**EXERCISE BRIEF**
Set the listing down again exactly, please, apart from its pictures.

**INFORMATION PROVIDED**
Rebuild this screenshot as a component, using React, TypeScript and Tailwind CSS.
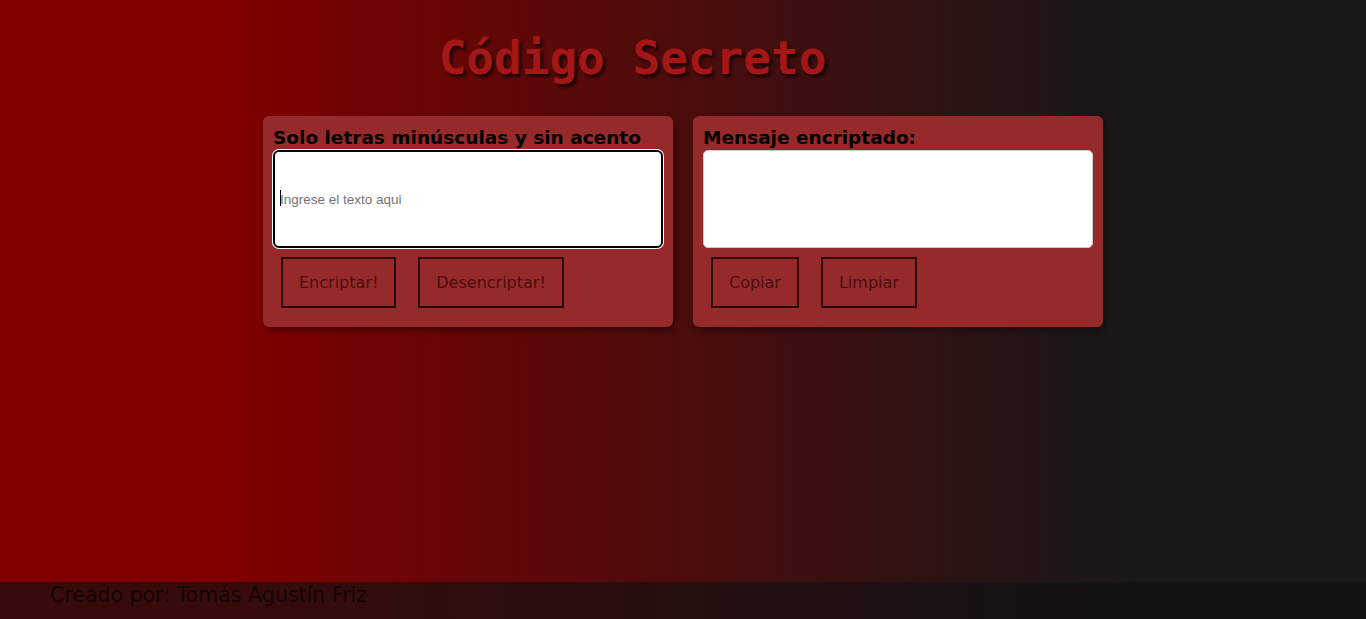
export default function App() {
  return (
    <div className="h-[619px] flex flex-col bg-[linear-gradient(to_right,#800000_17%,#181818_83%)] overflow-hidden">
      {/* Title */}
      <h1 className="mt-[28px] pr-[101px] text-center text-[46px] leading-[60px] font-bold text-[#a51717] [text-shadow:3px_3px_3px_#1a0505] font-['DejaVu_Sans_Mono',monospace]">
        Código Secreto
      </h1>

      {/* Cards */}
      <div className="mt-[28px] flex justify-center gap-5">
        <Card title="Solo letras minúsculas y sin acento" focused buttons={['Encriptar!', 'Desencriptar!']} />
        <Card title="Mensaje encriptado:" buttons={['Copiar', 'Limpiar']} />
      </div>

      <div className="flex-1" />

      {/* Footer */}
      <footer className="h-[37px] bg-[#111111]/65 pl-[50px] flex items-start">
        <p className="text-[20.5px] leading-[26px] text-[#140404] font-['DejaVu_Sans',sans-serif]">
          Creado por: Tomás Agustín Friz
        </p>
      </footer>
    </div>
  );
}

interface CardProps {
  title: string;
  buttons: string[];
  focused?: boolean;
}

function Card({ title, buttons, focused }: CardProps) {
  return (
    <div className="w-[410px] h-[211px] rounded-md bg-[#962a2a] p-[10px] shadow-[2px_3px_6px_rgba(0,0,0,0.45)] font-['DejaVu_Sans',sans-serif]">
      <h2 className="text-[18.5px] leading-6 font-bold text-black whitespace-nowrap">{title}</h2>
      <div className="relative">
        {focused ? (
          <>
            <textarea
              placeholder="Ingrese el texto aqui"
              className="block w-[390px] h-[98px] resize-none rounded-[6px] bg-white border-2 border-black ring-1 ring-white outline-none px-[5px] pt-[39px] text-[13.5px] leading-[18px] placeholder:text-[#757575] font-['Liberation_Sans',Arial,sans-serif]"
            />
            <span className="absolute left-[7px] top-[40px] w-px h-[16px] bg-black" />
          </>
        ) : (
          <textarea className="block w-[390px] h-[98px] resize-none rounded-[5px] bg-white border border-[#cccccc] outline-none px-[5px] pt-[39px] text-[13.5px] font-['Liberation_Sans',Arial,sans-serif]" />
        )}
      </div>
      <div className="flex gap-[22px] ml-2 mt-[9px]">
        {buttons.map((b) => (
          <button
            key={b}
            className="h-[51px] px-[16px] border-2 border-[#2a0a0a] bg-transparent text-[16px] text-[#4a0e0e] font-['DejaVu_Sans',sans-serif]"
          >
            {b}
          </button>
        ))}
      </div>
    </div>
  );
}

**EXERCISE RESPONSE**
Rebuild this screenshot as a component, using React, TypeScript and Tailwind CSS.
export default function App() {
  return (
    <div className="h-[619px] flex flex-col bg-[linear-gradient(to_right,#800000_17%,#181818_83%)] overflow-hidden">
      {/* Title */}
      <h1 className="mt-[28px] pr-[101px] text-center text-[46px] leading-[60px] font-bold text-[#a51717] [text-shadow:3px_3px_3px_#1a0505] font-['DejaVu_Sans_Mono',monospace]">
        Código Secreto
      </h1>

      {/* Cards */}
      <div className="mt-[28px] flex justify-center gap-5">
        <Card title="Solo letras minúsculas y sin acento" focused buttons={['Encriptar!', 'Desencriptar!']} />
        <Card title="Mensaje encriptado:" buttons={['Copiar', 'Limpiar']} />
      </div>

      <div className="flex-1" />

      {/* Footer */}
      <footer className="h-[37px] bg-[#111111]/65 pl-[50px] flex items-start">
        <p className="text-[20.5px] leading-[26px] text-[#140404] font-['DejaVu_Sans',sans-serif]">
          Creado por: Tomás Agustín Friz
        </p>
      </footer>
    </div>
  );
}

interface CardProps {
  title: string;
  buttons: string[];
  focused?: boolean;
}

function Card({ title, buttons, focused }: CardProps) {
  return (
    <div className="w-[410px] h-[211px] rounded-md bg-[#962a2a] p-[10px] shadow-[2px_3px_6px_rgba(0,0,0,0.45)] font-['DejaVu_Sans',sans-serif]">
      <h2 className="text-[18.5px] leading-6 font-bold text-black whitespace-nowrap">{title}</h2>
      <div className="relative">
        {focused ? (
          <>
            <textarea
              placeholder="Ingrese el texto aqui"
              className="block w-[390px] h-[98px] resize-none rounded-[6px] bg-white border-2 border-black ring-1 ring-white outline-none px-[5px] pt-[39px] text-[13.5px] leading-[18px] placeholder:text-[#757575] font-['Liberation_Sans',Arial,sans-serif]"
            />
            <span className="absolute left-[7px] top-[40px] w-px h-[16px] bg-black" />
          </>
        ) : (
          <textarea className="block w-[390px] h-[98px] resize-none rounded-[5px] bg-white border border-[#cccccc] outline-none px-[5px] pt-[39px] text-[13.5px] font-['Liberation_Sans',Arial,sans-serif]" />
        )}
      </div>
      <div className="flex gap-[22px] ml-2 mt-[9px]">
        {buttons.map((b) => (
          <button
            key={b}
            className="h-[51px] px-[16px] border-2 border-[#2a0a0a] bg-transparent text-[16px] text-[#4a0e0e] font-['DejaVu_Sans',sans-serif]"
          >
            {b}
          </button>
        ))}
      </div>
    </div>
  );
}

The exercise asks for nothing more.